The artwork was vandalised following England’s defeat by Italy in the Euro 2020 final.
People are continuing to leave messages of support and solidarity at the vandalised mural of Marcus Rashford.
The artwork in Withington, Manchester, was defaced following England’s defeat by Italy in the Euro 2020 final.
Rashford said he was “on the verge of tears” when he saw the mural had been covered in supportive messages.
The street artist Akse, who created the portrait, has now repaired the damage but it has yet to be decided what will happen to the messages of support.
The mural was defaced with several swear words shortly after Rashford missed a penalty in the 3-2 shootout loss, along with Jadon Sancho and Bukayo Saka.
All three players have since been targeted with racist abuse on social media.
Rashford said he was sorry for missing his penalty, adding that he “wished it had gone differently” but then paid tribute to those who added messages on the mural.
“The communities that always wrapped their arms around me continue to hold me up,” the Manchester United forward tweeted.
“I’m Marcus Rashford, 23 years old, black man from Withington and Wythenshawe, South Manchester.”
Greater Manchester Police said an investigation had begun after it received a report of racially aggravated damage at the site at 02:50 BST on Monday.
Withington Walls co-founder Ed Wellard, who commissioned the artwork, said those responsible for the vandalism should be educated not punished.
He said he hoped that “something positive might come of it” as people were now “talking about the issue of racism in this country”.
“There’s a lot of solidarity to these players, they’ve been fine role models on and off the pitch,” he said.
An online crowdfunder for the mural has now raised more than £30,000, which Mr Wellard said would be used to fund further artwork.
The artwork, based on a photograph by Daniel Cheetham, is painted on the side of the Coffee House Cafe on Copson Street.
Peter Doherty, 46, who has owned the cafe for 12 years, said: “It’s not right. It’s not the first time this has happened either.

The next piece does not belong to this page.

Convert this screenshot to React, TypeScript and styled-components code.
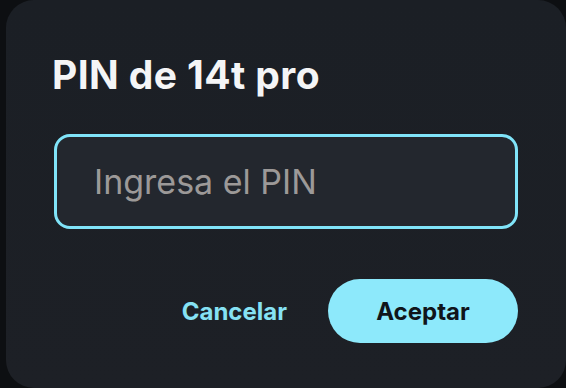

“It takes such guts to get up and take a penalty. We need to take a look at ourselves as England fans.
“You’d think after the year we’ve had we’d be hugging each other, not hating each other.”
Brothers Ezra and Dylan are among those who added a message of support after being “disgusted” by the vandalism.
“He stood up for kids and he stood up for what he believes in and he has been a role model for my two boys and for a lot of people around the country,” said their father Tom.
“It’s a brave thing to do to step up and take a penalty under all that pressure and it’s very easy to criticise someone from the sidelines.
“We felt awful about what happened. And if you can come and show your support then that’s a little thing that you can do to make a difference.”
Nathalie, 45, from Manchester, brought her four-year-old son Charlie to the mural to “show their love”.
“Racism won’t win. No 23-year-old deserves this,” she said.
Their handwritten note read: “We stand with you. Love will always win. We are so proud of you.”
Nine-year-old Jacob, from St Helens in Merseyside, also travelled to the mural to add a note which read: “Thanks for everything. Keep up the good work. You are a hero and legend. Rate not hate.”
Earlier this month, Rashford sent him a surprise present to thank him for his charity work.